* [What needs to be done]: All of the material should be reproduced exactly, with pictures left out.

---- Source data

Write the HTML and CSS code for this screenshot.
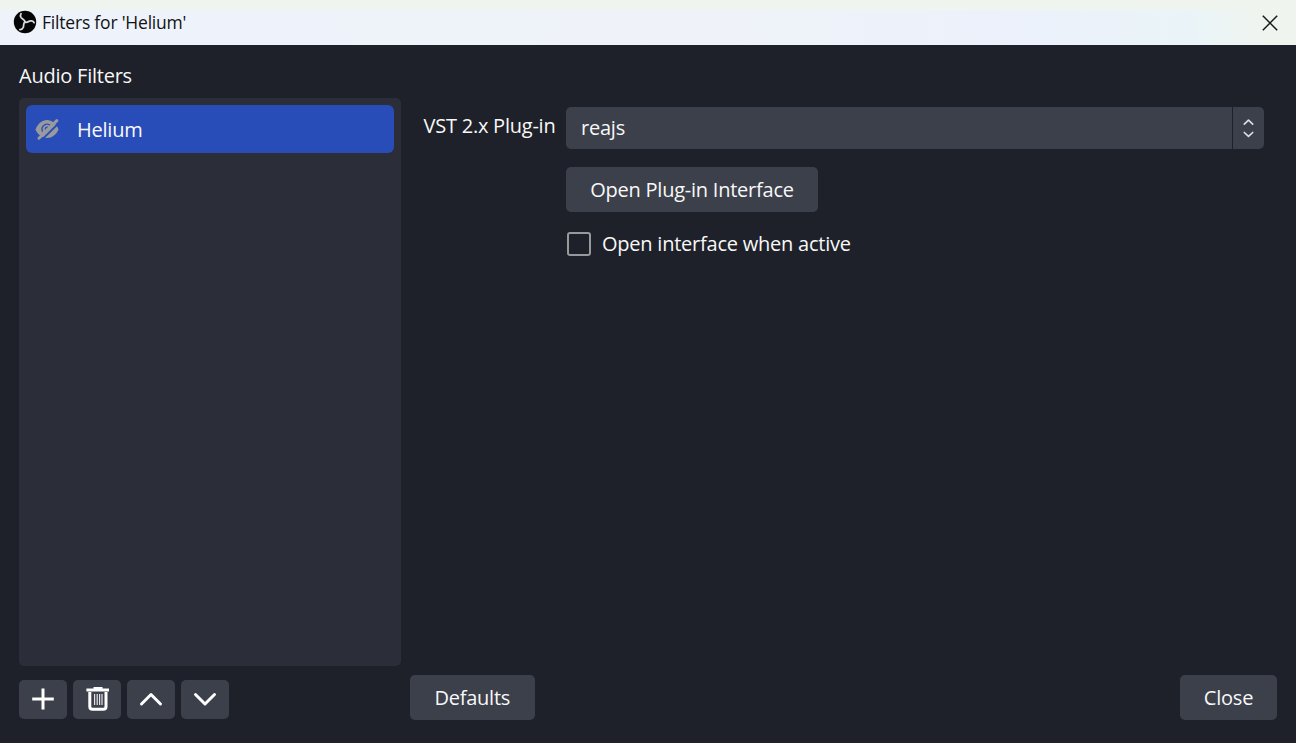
FILE: index.html
```html
<!DOCTYPE html>
<html lang="en">
<head>
<meta charset="utf-8">
<title>Filters for 'Helium'</title>
<link rel="stylesheet" href="styles.css">
</head>
<body>
<div class="window">
  <header class="titlebar">
    <svg class="logo" viewBox="0 0 24 24"><circle cx="12" cy="12" r="11.2" fill="#050506"/><g fill="none" stroke="#d5d8dd" stroke-width="1.8" stroke-linecap="round"><path d="M12 12.3C12.2 9.6 9.6 9.6 8.2 7.8C7.2 6.4 7.2 5 8 3.8"/><path d="M12 12.3C12.2 9.6 9.6 9.6 8.2 7.8C7.2 6.4 7.2 5 8 3.8" transform="rotate(120 12 12)"/><path d="M12 12.3C12.2 9.6 9.6 9.6 8.2 7.8C7.2 6.4 7.2 5 8 3.8" transform="rotate(240 12 12)"/></g></svg>
    <span class="title">Filters for 'Helium'</span>
    <svg class="dismiss" viewBox="0 0 16 16"><path d="M.8.8 15.2 15.2M15.2.8.8 15.2" fill="none" stroke="#16181b" stroke-width="1.5"/></svg>
  </header>
  <main class="content">
    <section class="sidebar">
      <h2 class="heading">Audio Filters</h2>
      <ul class="filters">
        <li class="filter">
          <svg class="eye" viewBox="0 0 24 21"><path d="M.5 10.5C3 4.5 7 1 12 1S21 4.5 23.5 10.5C21 16 17 19 12 19S3 16 .5 10.5Z" fill="#999a9d"/><path d="M7.6 12.6A5 5 0 0 1 15.6 6.8" fill="none" stroke="#284cb8" stroke-width="1.3"/><path d="M10.3 10.6A2 2 0 0 1 12.8 8.2" fill="none" stroke="#284cb8" stroke-width="1.3"/><path d="M6 21.6 24.2 3.6" stroke="#284cb8" stroke-width="1.9"/><path d="M4 19.2 21.8 1.6" stroke="#999a9d" stroke-width="3" stroke-linecap="round"/></svg>
          <span>Helium</span>
        </li>
      </ul>
      <div class="tools">
        <button class="tool" aria-label="Add"><svg viewBox="0 0 47 38"><path d="M24 8.5V29.5M13.2 19H34.8" stroke="#fefefe" stroke-width="3" fill="none"/></svg></button>
        <button class="tool" aria-label="Remove"><svg viewBox="0 0 47 38"><path d="M13.4 10H36M20.5 8.5H29.5" stroke="#fefefe" stroke-width="3" fill="none"/><path d="M16.8 12V26.5Q16.8 29.3 19.6 29.3H30.2Q33 29.3 33 26.5V12" stroke="#fefefe" stroke-width="3" fill="none"/><path d="M21.6 14V25M24.2 14V25M26.6 14V25M29 14V25" stroke="#e4e5e7" stroke-width="1.2" fill="none"/></svg></button>
        <button class="tool" aria-label="Move up"><svg viewBox="0 0 47 38"><path d="M14.5 24 24 14.5 33.5 24" stroke="#fefefe" stroke-width="3" stroke-linecap="round" stroke-linejoin="round" fill="none"/></svg></button>
        <button class="tool" aria-label="Move down"><svg viewBox="0 0 47 38"><path d="M14.5 14.5 24 24 33.5 14.5" stroke="#fefefe" stroke-width="3" stroke-linecap="round" stroke-linejoin="round" fill="none"/></svg></button>
      </div>
    </section>
    <section class="panel">
      <div class="form">
        <label class="label">VST 2.x Plug-in</label>
        <div class="select">
          <span class="value">reajs</span>
          <span class="spin"><svg viewBox="0 0 30 42"><path d="M11.3 17.1 15.5 13.2 19.7 17.1M11.3 25.5 15.5 29.4 19.7 25.5" fill="none" stroke="#dcdde0" stroke-width="1.7" stroke-linecap="round" stroke-linejoin="round"/></svg></span>
        </div>
        <button class="button open">Open Plug-in Interface</button>
        <label class="check"><span class="box"></span><span>Open interface when active</span></label>
      </div>
      <div class="footer">
        <button class="button defaults">Defaults</button>
        <button class="button close">Close</button>
      </div>
    </section>
  </main>
</div>
</body>
</html>
```

FILE: styles.css
```css
* { box-sizing: border-box; }
body { margin: 0; background: #1e2129; font-family: "Open Sans", "Noto Sans", sans-serif; font-size: 20px; letter-spacing: -0.23px; color: #f8f8f8; }
.window { width: 1296px; height: 743px; display: flex; flex-direction: column; overflow: hidden; }
.titlebar { height: 45px; flex: none; display: flex; align-items: center; padding: 0 18.5px 0 13px; color: #111214; background: linear-gradient(180deg, #eff5ee 0, #eff5ee 7px, rgba(239, 245, 238, 0) 13px), linear-gradient(90deg, #eef2fb 0, #eff3f9 55%, #ecf1fb 78%, #eaf4f8 92%, #f0f4ee 98%); }
.logo { width: 24px; height: 24px; margin-top: -1px; }
.title { margin: -1px 0 0 5px; font-size: 17.5px; letter-spacing: -0.2px; line-height: 24px; }
.dismiss { width: 16px; height: 16px; margin-left: auto; }
.content { flex: 1; display: flex; gap: 9px; padding: 16px 19px 23px; }
.sidebar { width: 382px; display: flex; flex-direction: column; }
.heading { margin: 0 0 7px; font-size: 20px; font-weight: 400; line-height: 30px; }
.filters { margin: 0; padding: 7px; list-style: none; height: 568px; border-radius: 5px; background: #2b2d38; }
.filter { height: 48px; display: flex; align-items: center; padding-left: 9px; gap: 18px; border-radius: 6px; background: #284cb8; }
.eye { width: 24px; height: 21px; }
.tools { display: flex; gap: 6.5px; margin-top: 14px; }
.tool { width: 47.5px; height: 38.5px; padding: 0; border: 0; border-radius: 5px; background: #3c404b; }
.tool svg { display: block; width: 47px; height: 38px; }
.panel { flex: 1; display: flex; flex-direction: column; justify-content: space-between; }
.form { display: grid; grid-template-columns: 132px 698px; column-gap: 11px; padding: 45.5px 0 0 13px; justify-items: start; }
.label { padding-left: 0.5px; line-height: 38px; white-space: nowrap; }
.select { width: 697.5px; height: 42px; display: flex; gap: 1.5px; }
.value { flex: 1; padding-left: 15px; line-height: 42px; border-radius: 5px 0 0 5px; background: #3c404b; }
.spin { width: 30.5px; border-radius: 0 5px 5px 0; background: #3c404b; }
.spin svg { display: block; width: 30px; height: 42px; }
.button { height: 45px; padding: 0; border: 0; border-radius: 5px; font: inherit; letter-spacing: inherit; color: inherit; background: #3c404b; }
.open { grid-column: 2; width: 252px; margin-top: 18px; }
.check { grid-column: 2; display: flex; align-items: center; gap: 11px; height: 28px; margin: 18px 0 0 1px; white-space: nowrap; }
.box { width: 24px; height: 24px; border: 2px solid #98999d; border-radius: 3px; }
.footer { display: flex; justify-content: space-between; }
.defaults { width: 124.5px; }
.close { width: 97px; }
```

--------

* [Completed exercise]:
Write the HTML and CSS code for this screenshot.
FILE: index.html
```html
<!DOCTYPE html>
<html lang="en">
<head>
<meta charset="utf-8">
<title>Filters for 'Helium'</title>
<link rel="stylesheet" href="styles.css">
</head>
<body>
<div class="window">
  <header class="titlebar">
    <svg class="logo" viewBox="0 0 24 24"><circle cx="12" cy="12" r="11.2" fill="#050506"/><g fill="none" stroke="#d5d8dd" stroke-width="1.8" stroke-linecap="round"><path d="M12 12.3C12.2 9.6 9.6 9.6 8.2 7.8C7.2 6.4 7.2 5 8 3.8"/><path d="M12 12.3C12.2 9.6 9.6 9.6 8.2 7.8C7.2 6.4 7.2 5 8 3.8" transform="rotate(120 12 12)"/><path d="M12 12.3C12.2 9.6 9.6 9.6 8.2 7.8C7.2 6.4 7.2 5 8 3.8" transform="rotate(240 12 12)"/></g></svg>
    <span class="title">Filters for 'Helium'</span>
    <svg class="dismiss" viewBox="0 0 16 16"><path d="M.8.8 15.2 15.2M15.2.8.8 15.2" fill="none" stroke="#16181b" stroke-width="1.5"/></svg>
  </header>
  <main class="content">
    <section class="sidebar">
      <h2 class="heading">Audio Filters</h2>
      <ul class="filters">
        <li class="filter">
          <svg class="eye" viewBox="0 0 24 21"><path d="M.5 10.5C3 4.5 7 1 12 1S21 4.5 23.5 10.5C21 16 17 19 12 19S3 16 .5 10.5Z" fill="#999a9d"/><path d="M7.6 12.6A5 5 0 0 1 15.6 6.8" fill="none" stroke="#284cb8" stroke-width="1.3"/><path d="M10.3 10.6A2 2 0 0 1 12.8 8.2" fill="none" stroke="#284cb8" stroke-width="1.3"/><path d="M6 21.6 24.2 3.6" stroke="#284cb8" stroke-width="1.9"/><path d="M4 19.2 21.8 1.6" stroke="#999a9d" stroke-width="3" stroke-linecap="round"/></svg>
          <span>Helium</span>
        </li>
      </ul>
      <div class="tools">
        <button class="tool" aria-label="Add"><svg viewBox="0 0 47 38"><path d="M24 8.5V29.5M13.2 19H34.8" stroke="#fefefe" stroke-width="3" fill="none"/></svg></button>
        <button class="tool" aria-label="Remove"><svg viewBox="0 0 47 38"><path d="M13.4 10H36M20.5 8.5H29.5" stroke="#fefefe" stroke-width="3" fill="none"/><path d="M16.8 12V26.5Q16.8 29.3 19.6 29.3H30.2Q33 29.3 33 26.5V12" stroke="#fefefe" stroke-width="3" fill="none"/><path d="M21.6 14V25M24.2 14V25M26.6 14V25M29 14V25" stroke="#e4e5e7" stroke-width="1.2" fill="none"/></svg></button>
        <button class="tool" aria-label="Move up"><svg viewBox="0 0 47 38"><path d="M14.5 24 24 14.5 33.5 24" stroke="#fefefe" stroke-width="3" stroke-linecap="round" stroke-linejoin="round" fill="none"/></svg></button>
        <button class="tool" aria-label="Move down"><svg viewBox="0 0 47 38"><path d="M14.5 14.5 24 24 33.5 14.5" stroke="#fefefe" stroke-width="3" stroke-linecap="round" stroke-linejoin="round" fill="none"/></svg></button>
      </div>
    </section>
    <section class="panel">
      <div class="form">
        <label class="label">VST 2.x Plug-in</label>
        <div class="select">
          <span class="value">reajs</span>
          <span class="spin"><svg viewBox="0 0 30 42"><path d="M11.3 17.1 15.5 13.2 19.7 17.1M11.3 25.5 15.5 29.4 19.7 25.5" fill="none" stroke="#dcdde0" stroke-width="1.7" stroke-linecap="round" stroke-linejoin="round"/></svg></span>
        </div>
        <button class="button open">Open Plug-in Interface</button>
        <label class="check"><span class="box"></span><span>Open interface when active</span></label>
      </div>
      <div class="footer">
        <button class="button defaults">Defaults</button>
        <button class="button close">Close</button>
      </div>
    </section>
  </main>
</div>
</body>
</html>
```

FILE: styles.css
```css
* { box-sizing: border-box; }
body { margin: 0; background: #1e2129; font-family: "Open Sans", "Noto Sans", sans-serif; font-size: 20px; letter-spacing: -0.23px; color: #f8f8f8; }
.window { width: 1296px; height: 743px; display: flex; flex-direction: column; overflow: hidden; }
.titlebar { height: 45px; flex: none; display: flex; align-items: center; padding: 0 18.5px 0 13px; color: #111214; background: linear-gradient(180deg, #eff5ee 0, #eff5ee 7px, rgba(239, 245, 238, 0) 13px), linear-gradient(90deg, #eef2fb 0, #eff3f9 55%, #ecf1fb 78%, #eaf4f8 92%, #f0f4ee 98%); }
.logo { width: 24px; height: 24px; margin-top: -1px; }
.title { margin: -1px 0 0 5px; font-size: 17.5px; letter-spacing: -0.2px; line-height: 24px; }
.dismiss { width: 16px; height: 16px; margin-left: auto; }
.content { flex: 1; display: flex; gap: 9px; padding: 16px 19px 23px; }
.sidebar { width: 382px; display: flex; flex-direction: column; }
.heading { margin: 0 0 7px; font-size: 20px; font-weight: 400; line-height: 30px; }
.filters { margin: 0; padding: 7px; list-style: none; height: 568px; border-radius: 5px; background: #2b2d38; }
.filter { height: 48px; display: flex; align-items: center; padding-left: 9px; gap: 18px; border-radius: 6px; background: #284cb8; }
.eye { width: 24px; height: 21px; }
.tools { display: flex; gap: 6.5px; margin-top: 14px; }
.tool { width: 47.5px; height: 38.5px; padding: 0; border: 0; border-radius: 5px; background: #3c404b; }
.tool svg { display: block; width: 47px; height: 38px; }
.panel { flex: 1; display: flex; flex-direction: column; justify-content: space-between; }
.form { display: grid; grid-template-columns: 132px 698px; column-gap: 11px; padding: 45.5px 0 0 13px; justify-items: start; }
.label { padding-left: 0.5px; line-height: 38px; white-space: nowrap; }
.select { width: 697.5px; height: 42px; display: flex; gap: 1.5px; }
.value { flex: 1; padding-left: 15px; line-height: 42px; border-radius: 5px 0 0 5px; background: #3c404b; }
.spin { width: 30.5px; border-radius: 0 5px 5px 0; background: #3c404b; }
.spin svg { display: block; width: 30px; height: 42px; }
.button { height: 45px; padding: 0; border: 0; border-radius: 5px; font: inherit; letter-spacing: inherit; color: inherit; background: #3c404b; }
.open { grid-column: 2; width: 252px; margin-top: 18px; }
.check { grid-column: 2; display: flex; align-items: center; gap: 11px; height: 28px; margin: 18px 0 0 1px; white-space: nowrap; }
.box { width: 24px; height: 24px; border: 2px solid #98999d; border-radius: 3px; }
.footer { display: flex; justify-content: space-between; }
.defaults { width: 124.5px; }
.close { width: 97px; }
```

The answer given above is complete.